Through an Immigrant Story, Adura Onashile Brings a Mother’s Love into Focus

The writer-director is making her first foray into feature filmmaking, with the intimate ‘Girl,’ which is debuting at the Sundance Film Festival.  Films about immigrant stories can often be weighed down by the doom, the tragedy, of all the things that go wrong for those seeking a better life in another country. And while there are many aspects to an immigrant’s story that cannot be overlooked, it’s what happens in the moments in between – the moments when a mother is just a mother, when a daughter is just a daughter – that deserve to be given space, too.

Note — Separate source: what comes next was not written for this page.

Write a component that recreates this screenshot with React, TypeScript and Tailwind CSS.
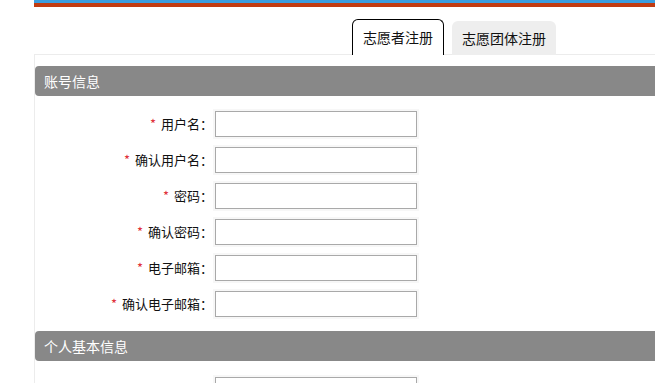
import React from "react";

const accountFields = ["用户名", "确认用户名", "密码", "确认密码", "电子邮箱", "确认电子邮箱"];

function SectionHeader({ title }: { title: string }) {
  return (
    <div className="h-[30px] bg-[#888888] rounded-l-[4px] flex items-center pl-[9px] text-white text-[14px]">
      {title}
    </div>
  );
}

function FieldRow({ label }: { label: string }) {
  return (
    <div className="flex items-center h-[26px]">
      <label className="w-[180px] text-right text-[13px] text-[#111] pr-[2px] whitespace-nowrap">
        <span className="text-[#e0303a] mr-[5px]">*</span>
        {label}：
      </label>
      <input
        type="text"
        className="w-[202px] h-[26px] border border-[#a9a9a9] bg-white outline-none shadow-[0_0_0_2px_#f7f7f7]"
      />
    </div>
  );
}

export default function App() {
  return (
    <div
      className="w-[655px] h-[383px] overflow-hidden bg-white"
      style={{ fontFamily: '"Noto Sans CJK SC", "Liberation Sans", sans-serif' }}
    >
      <div className="ml-[34px]">
        <div className="h-[3px] bg-[#3a9ee0]" />
        <div className="h-[4px] bg-[#c13c12]" />

        <div className="flex items-end gap-[8px] pl-[318px] mt-[12px] relative z-10 -mb-px">
          <div className="w-[92px] h-[36px] border border-black border-b-0 rounded-t-[6px] bg-white flex items-center justify-center text-[14px] text-[#111]">
            志愿者注册
          </div>
          <div className="w-[104px] h-[34px] rounded-t-[6px] bg-[#eeeeee] flex items-center justify-center text-[14px] text-[#111]">
            志愿团体注册
          </div>
        </div>

        <div className="border-l border-t border-[#ececec] pt-[11px]">
          <SectionHeader title="账号信息" />
          <div className="flex flex-col gap-[10px] pt-[15px] pb-[14px]">
            {accountFields.map((f) => (
              <FieldRow key={f} label={f} />
            ))}
          </div>
          <SectionHeader title="个人基本信息" />
          <div className="flex flex-col pt-[16px]">
            <div className="flex items-center h-[26px]">
              <div className="w-[180px]" />
              <input
                type="text"
                className="w-[202px] h-[26px] border border-[#a9a9a9] bg-white outline-none shadow-[0_0_0_2px_#f7f7f7]"
              />
            </div>
          </div>
        </div>
      </div>
    </div>
  );
}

“People are still living their lives,” says Adura Onashile, the director behind Girl, which is premiering at the Sundance Film Festival. “You tell a story about immigrants, and then we want to know how long they’ve been here, how they got here, what’s happening with their residency. It just becomes about the reality of being an immigrant in the west and, of course, that’s in the background, but people still have to have relationships. Your life isn’t immigration. Immigration is this thing that happens, but your life continues.” Onashile, who was born in London but spent her formative years of two to 11 in the university town of Zaria, Nigeria, has made a film that is a tender love story about the relationship between a mother (played by César-winning actress Déborah Lukumuena) who is trying not to smother her daughter with her own fears and worries. Yes, the mother is a Nigerian woman, living within the public housing system in Glasgow, but for Onashile, the story goes beyond the traditional one often seen on film.